Faith is now required of us, that trust in Christ that is confident of his love for us during this dark trial. I pray for him not simply because it’s my duty, rather that personally I perceive in him the qualities of what could have been most beneficial for the Body of Christ. A warm hearted, caring old man who has opened his heart to all leading us to greater compassion for the bereft. Instead his pattern has revealed someone whose voice is foreign to what we know interiorly is Christ.
Are these theologians and other experts been named?
About my #5, above, this isn’t rocket science. Let’s try a thought experiment…Synod 2024 proposes non-ordained deaconesses. Is this the Hegelian thesis-antithesis-synthesis?
Thesis: Fiducia Supplicans invents “non-ecclesial, informal, spontaneous” non-blessings of irregular “couples,” as couples.
Antithesis: a divided Church with corrective dissent from continental Africa, Ukraine, Poland, Hungary,
Kazakhstan, Peru, parts of Argentina, France, and Spain, and a distancing by other conferences of bishops.

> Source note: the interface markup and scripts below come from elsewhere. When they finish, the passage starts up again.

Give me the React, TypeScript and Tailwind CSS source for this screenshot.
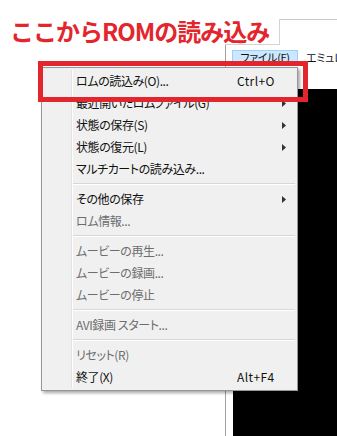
type Item =
  | { kind: 'sep' }
  | { kind: 'item'; label: string; shortcut?: string; sub?: boolean; disabled?: boolean };

const ITEMS: Item[] = [
  { kind: 'item', label: 'ロムの読込み(O)...', shortcut: 'Ctrl+O' },
  { kind: 'item', label: '最近開いたロムファイル(G)', sub: true },
  { kind: 'item', label: '状態の保存(S)', sub: true },
  { kind: 'item', label: '状態の復元(L)', sub: true },
  { kind: 'item', label: 'マルチカートの読み込み...' },
  { kind: 'sep' },
  { kind: 'item', label: 'その他の保存', sub: true },
  { kind: 'item', label: 'ロム情報...', disabled: true },
  { kind: 'sep' },
  { kind: 'item', label: 'ムービーの再生...', disabled: true },
  { kind: 'item', label: 'ムービーの録画...', disabled: true },
  { kind: 'item', label: 'ムービーの停止', disabled: true },
  { kind: 'sep' },
  { kind: 'item', label: 'AVI録画 スタート...', disabled: true },
  { kind: 'sep' },
  { kind: 'item', label: 'リセット(R)', disabled: true },
  { kind: 'item', label: '終了(X)', shortcut: 'Alt+F4' },
];

const uiFont = "[font-family:'Noto_Sans_CJK_JP','Noto_Sans',sans-serif] [font-feature-settings:'palt']";

function SubArrow() {
  return (
    <svg width="4" height="7" viewBox="0 0 4 7" className="block">
      <path d="M0 0 L4 3.5 L0 7 Z" fill="#333" />
    </svg>
  );
}

function FileMenu() {
  return (
    <div
      className={`absolute left-[41px] top-[67px] w-[257px] border border-[#979797] bg-[#f0f0f0] p-[2px] shadow-[2px_2px_3px_rgba(0,0,0,0.35)] ${uiFont}`}
    >
      <div className="flex">
        {/* icon gutter */}
        <div className="w-[28px] shrink-0 border-r border-[#e2e3e3]" />
        <div className="flex flex-1 flex-col border-l border-white">
          {ITEMS.map((it, i) =>
            it.kind === 'sep' ? (
              <div key={i} className="flex h-[8px] flex-col justify-center">
                <div className="h-px bg-[#d7d7d7]" />
                <div className="h-px bg-white" />
              </div>
            ) : (
              <div
                key={i}
                className={`flex h-[22px] items-center pl-[3px] text-[12px] leading-none ${
                  it.disabled ? 'text-[#6d6d6d]' : 'text-[#111]'
                }`}
              >
                <span className="w-[161px] shrink-0 whitespace-nowrap tracking-[-0.4px]">{it.label}</span>
                <span className="w-[45px] shrink-0 whitespace-nowrap tracking-[0.4px]">{it.shortcut ?? ''}</span>
                {it.sub && <SubArrow />}
              </div>
            ),
          )}
        </div>
      </div>
    </div>
  );
}

export default function App() {
  return (
    <div className="relative h-[436px] w-[337px] overflow-hidden bg-white">
      {/* emulator window, top-left corner hidden under the caption */}
      <div className="relative ml-[225px] mt-[19px] flex h-[417px] flex-col border-l border-t border-l-[#a3a3a3] border-t-[#c9c9c9] bg-white">
        <div className="absolute -left-px -top-px h-[26px] w-[55px] border-b border-r border-[#d4d4d4] bg-white" />
        <div className="h-[30px] shrink-0" />
        <div className={`flex h-[14px] shrink-0 items-center overflow-hidden pl-[6px] text-[11px] leading-none text-[#111] ${uiFont}`}>
          <div className="flex h-[14px] w-[66px] shrink-0 items-center justify-center whitespace-nowrap border border-[#99d1ff] bg-[#cce8ff] tracking-[-0.3px]">
            ファイル(F)
          </div>
          <span className="shrink-0 whitespace-nowrap pl-[8px] tracking-[-0.3px]">エミュレーション</span>
        </div>
        <div className="h-[25px] shrink-0" />
        <div className="ml-[7px] flex-1 bg-black" />
      </div>

      {/* caption */}
      <div className="absolute left-[10px] top-[19px] whitespace-nowrap text-[24px] font-bold leading-[24px] tracking-[-1px] text-[#e3262d] [font-family:'Noto_Sans_CJK_JP','Noto_Sans',sans-serif]">
        ここからROMの読み込み
      </div>

      <FileMenu />

      {/* annotation frame */}
      <div className="pointer-events-none absolute left-[38px] top-[61px] h-[41px] w-[270px] border-[5px] border-[#e3262d]" />
    </div>
  );
}
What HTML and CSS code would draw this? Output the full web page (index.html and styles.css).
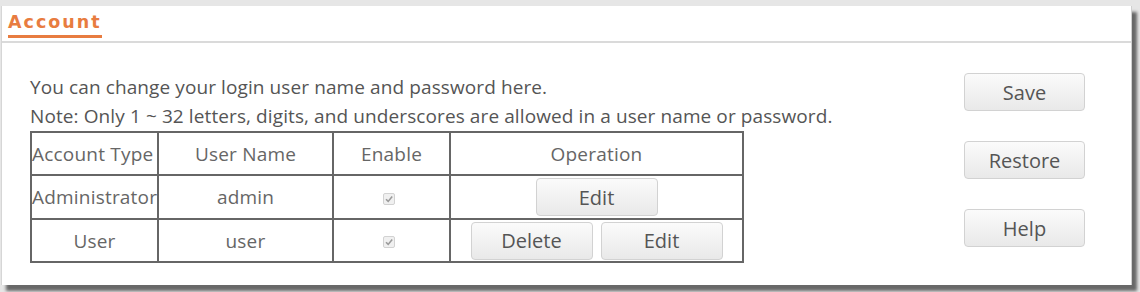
FILE: index.html
```html
<!DOCTYPE html>
<html>
<head>
<meta charset="utf-8">
<link rel="stylesheet" href="styles.css">
</head>
<body>
<div class="panel">
  <div class="panel-head">
    <span class="title">Account</span>
  </div>
  <div class="panel-body">
    <div class="main">
      <p class="line">You can change your login user name and password here.</p>
      <p class="line">Note: Only 1 ~ 32 letters, digits, and underscores are allowed in a user name or password.</p>
      <table class="grid">
        <colgroup>
          <col class="c1"><col class="c2"><col class="c3"><col class="c4">
        </colgroup>
        <tr class="r-head">
          <td class="left">Account Type</td>
          <td>User Name</td>
          <td>Enable</td>
          <td>Operation</td>
        </tr>
        <tr class="r-mid">
          <td class="left">Administrator</td>
          <td>admin</td>
          <td><span class="chk"><svg viewBox="0 0 12 12" width="12" height="12"><path d="M3 6.2 L5.2 8.4 L9.2 3.6" fill="none" stroke="#9a9a9a" stroke-width="1.6"/></svg></span></td>
          <td><div class="ops"><button class="btn">Edit</button></div></td>
        </tr>
        <tr class="r-last">
          <td>User</td>
          <td>user</td>
          <td><span class="chk"><svg viewBox="0 0 12 12" width="12" height="12"><path d="M3 6.2 L5.2 8.4 L9.2 3.6" fill="none" stroke="#9a9a9a" stroke-width="1.6"/></svg></span></td>
          <td><div class="ops"><button class="btn">Delete</button><button class="btn">Edit</button></div></td>
        </tr>
      </table>
    </div>
    <div class="side">
      <button class="btn side-btn">Save</button>
      <button class="btn side-btn">Restore</button>
      <button class="btn side-btn">Help</button>
    </div>
  </div>
</div>
</body>
</html>
```

FILE: styles.css
```css
* { box-sizing: border-box; }
html, body { margin: 0; padding: 0; }
body {
  width: 1140px;
  height: 292px;
  background: #e6e6e6;
  font-family: "Open Sans", "Noto Sans", sans-serif;
  color: #555;
  overflow: hidden;
  padding-top: 6px;
}
.panel {
  margin-left: 1px;
  width: 1131px;
  height: 279px;
  background: #fff;
  border-left: 1px solid #d6d6d6;
  border-right: 1px solid #d0d0d0;
  box-shadow: 5px 6px 3px rgba(0,0,0,0.55);
}
.panel-head {
  height: 37px;
  padding-left: 6px;
  border-bottom: 2px solid #dadada;
  display: flex;
  align-items: flex-start;
}
.title {
  display: inline-block;
  margin-top: 5px;
  font-family: "DejaVu Sans", sans-serif;
  font-weight: bold;
  font-size: 17.5px;
  letter-spacing: 2px;
  color: #e87c40;
  line-height: 22px;
  padding-bottom: 2px;
  border-bottom: 3px solid #e87c40;
}
.panel-body {
  display: flex;
  justify-content: space-between;
  padding: 30px 46px 0 28px;
}
.line {
  margin: 0;
  font-size: 19px;
  line-height: 29px;
  color: #555;
  white-space: nowrap;
  letter-spacing: 0.1px;
}
.grid {
  border-collapse: collapse;
  border: 2px solid #666;
  table-layout: fixed;
  width: 712px;
  font-size: 19px;
  color: #666;
  letter-spacing: 0.2px;
}
.c1 { width: 127px; }
.c2 { width: 175px; }
.c3 { width: 117px; }
.c4 { width: 293px; }
.grid td {
  border: 2px solid #666;
  text-align: center;
  padding: 0;
  white-space: nowrap;
  overflow: hidden;
}
.grid td.left { text-align: left; padding-left: 0; }
.r-head td { height: 43px; }
.r-mid td { height: 44px; }
.r-last td { height: 43px; }
.chk {
  display: inline-block;
  width: 12px;
  height: 12px;
  border: 1px solid #d2d2d2;
  border-radius: 2px;
  background: #f0f0f0;
  vertical-align: middle;
  margin-right: 6px;
}
.chk svg { display: block; margin: -1px; }
.ops {
  display: flex;
  justify-content: center;
  gap: 8px;
}
.btn {
  width: 122px;
  height: 38px;
  font-family: "Open Sans", "Noto Sans", sans-serif;
  font-size: 20px;
  color: #555;
  background: linear-gradient(#fbfbfb, #e9e9e9);
  border: 1px solid #d2d2d2;
  border-radius: 4px;
  padding: 0;
}
.side {
  display: flex;
  flex-direction: column;
  gap: 30px;
  padding-top: 0;
}
.side-btn { width: 121px; }
```
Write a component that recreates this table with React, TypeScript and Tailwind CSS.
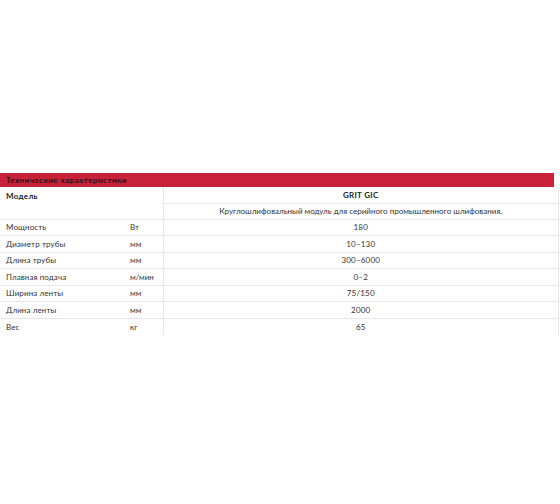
const specs: [string, string, string][] = [
  ['Мощность', 'Вт', '180'],
  ['Диаметр трубы', 'мм', '10–130'],
  ['Длина трубы', 'мм', '300–6000'],
  ['Плавная подача', 'м/мин', '0–2'],
  ['Ширина ленты', 'мм', '75/150'],
  ['Длина ленты', 'мм', '2000'],
  ['Вес', 'кг', '65'],
];

export default function App() {
  return (
    <div className="w-[560px] h-[504px] bg-white pt-[173px] text-[#333] text-[8px] font-['Lato',sans-serif]">
      <div className="w-[554px] h-[14px] bg-[#c8213a] px-[6px] flex items-center font-bold tracking-[0.45px] text-[#2a1015]">
        Технические характеристики
      </div>
      <table className="w-[559px] border-collapse table-fixed">
        <colgroup>
          <col className="w-[130px]" />
          <col className="w-[33px]" />
          <col />
        </colgroup>
        <tbody>
          <tr className="h-[16px]">
            <td rowSpan={2} colSpan={2} className="align-top pl-[6px] pt-[3px] font-bold tracking-[0.3px] text-[#222] border-r border-[#e6e6e6]">
              Модель
            </td>
            <td className="text-center font-bold tracking-[0.3px] text-[#222] border-b border-r border-[#e6e6e6]">GRIT GIC</td>
          </tr>
          <tr className="h-[16px]">
            <td className="text-center border-r border-[#e6e6e6]">
              Круглошлифовальный модуль для серийного промышленного шлифования.
            </td>
          </tr>
          {specs.map(([name, unit, value], i) => (
            <tr key={name} className={'h-[16.5px] ' + (i < specs.length - 1 ? 'border-b' : '') + ' border-t border-[#e6e6e6]'}>
              <td className="pl-[6px] tracking-[0.1px]">{name}</td>
              <td>{unit}</td>
              <td className="text-center tracking-[0.2px] border-l border-r border-[#e6e6e6]">{value}</td>
            </tr>
          ))}
        </tbody>
      </table>
    </div>
  );
}
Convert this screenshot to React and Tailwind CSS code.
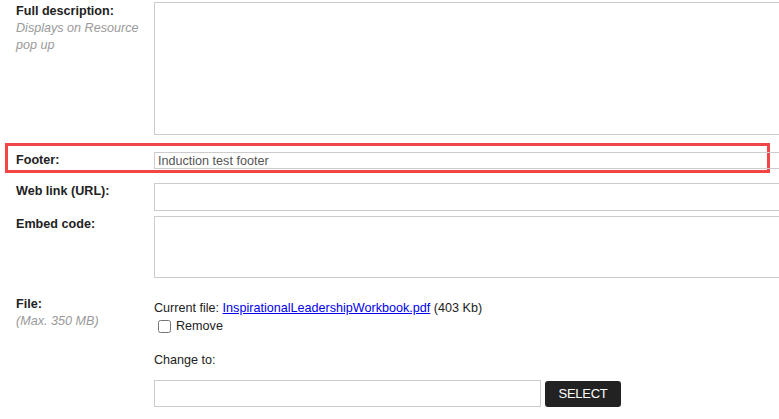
import React from 'react'

const font = { fontFamily: '"Liberation Sans", Arial, sans-serif' }

function Label({ title, hint }) {
  return (
    <div className="w-[138px] shrink-0 leading-[17px]">
      <div className="font-bold text-[#222]">{title}</div>
      {hint && <div className="italic text-[#9a9a9a]">{hint}</div>}
    </div>
  )
}

export default function App() {
  return (
    <div className="w-[779px] h-[419px] overflow-hidden bg-white text-[12.6px] text-[#222]" style={font}>
      <div className="pt-[2px]">
        {/* full description */}
        <div className="flex pl-[16px]">
          <div className="pt-[1px]">
            <Label title="Full description:" hint={<>Displays on Resource<br />pop up</>} />
          </div>
          <textarea className="w-[700px] h-[133px] shrink-0 border border-[#cccccc] resize-none outline-none" />
        </div>

        {/* footer, highlighted */}
        <div className="mt-[8px] ml-[5px] w-[765px] h-[30px] border-[3px] border-[#f24646] flex pl-[8px] pt-[6px]">
          <Label title="Footer:" />
          <input
            className="w-[700px] h-[17px] shrink-0 border border-[#cccccc] px-[3px] text-[12.6px] text-[#555555] outline-none leading-[15px]"
            style={font}
            defaultValue="Induction test footer"
          />
        </div>

        {/* web link */}
        <div className="flex pl-[16px] mt-[10px]">
          <Label title="Web link (URL):" />
          <input className="w-[700px] h-[28px] shrink-0 border border-[#cccccc] outline-none" />
        </div>

        {/* embed code */}
        <div className="flex pl-[16px] mt-[5px]">
          <Label title="Embed code:" />
          <textarea className="w-[700px] h-[62px] shrink-0 border border-[#cccccc] resize-none outline-none" />
        </div>

        {/* file */}
        <div className="flex pl-[16px] mt-[18px]">
          <Label title="File:" hint="(Max. 350 MB)" />
          <div className="pt-[3px] leading-[18px]">
            <div>
              Current file:{' '}
              <a href="#" className="text-[#0000ee] underline">InspirationalLeadershipWorkbook.pdf</a>{' '}
              (403 Kb)
            </div>
            <label className="flex items-center h-[18px]">
              <input type="checkbox" className="w-[13px] h-[13px] ml-[4px] mr-[5px] mt-[1px]" />
              Remove
            </label>
            <div className="mt-[16px]">Change to:</div>
            <div className="flex items-center gap-[4px] mt-[11px]">
              <input className="w-[387px] h-[27px] border border-[#cccccc] outline-none" />
              <button
                className="h-[26px] w-[76px] rounded-[3px] bg-[#222222] text-white text-[13px] tracking-[-0.3px]"
                style={font}
              >
                SELECT
              </button>
            </div>
          </div>
        </div>
      </div>
    </div>
  )
}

Synthesis!: the non-blessing of “couples” is off-loaded from the ordained priesthood to non-ordained deaconesses…
…and private-meeting/photo-op Jeannine Gramick becomes de facto archdeaconess in a parallel church-within-a-Church! Ordination comes later….Maybe not yet a “polyhedral” church, but at least a transitional parallelogram! Ecclesial transgenderism.
This scenario is only hypothetical, of course. Just a non-theologian un-thought experiment, or whatever.
World-building is a meaningful challenge. Theologians are yet to do justice to their enormous potential in world-building.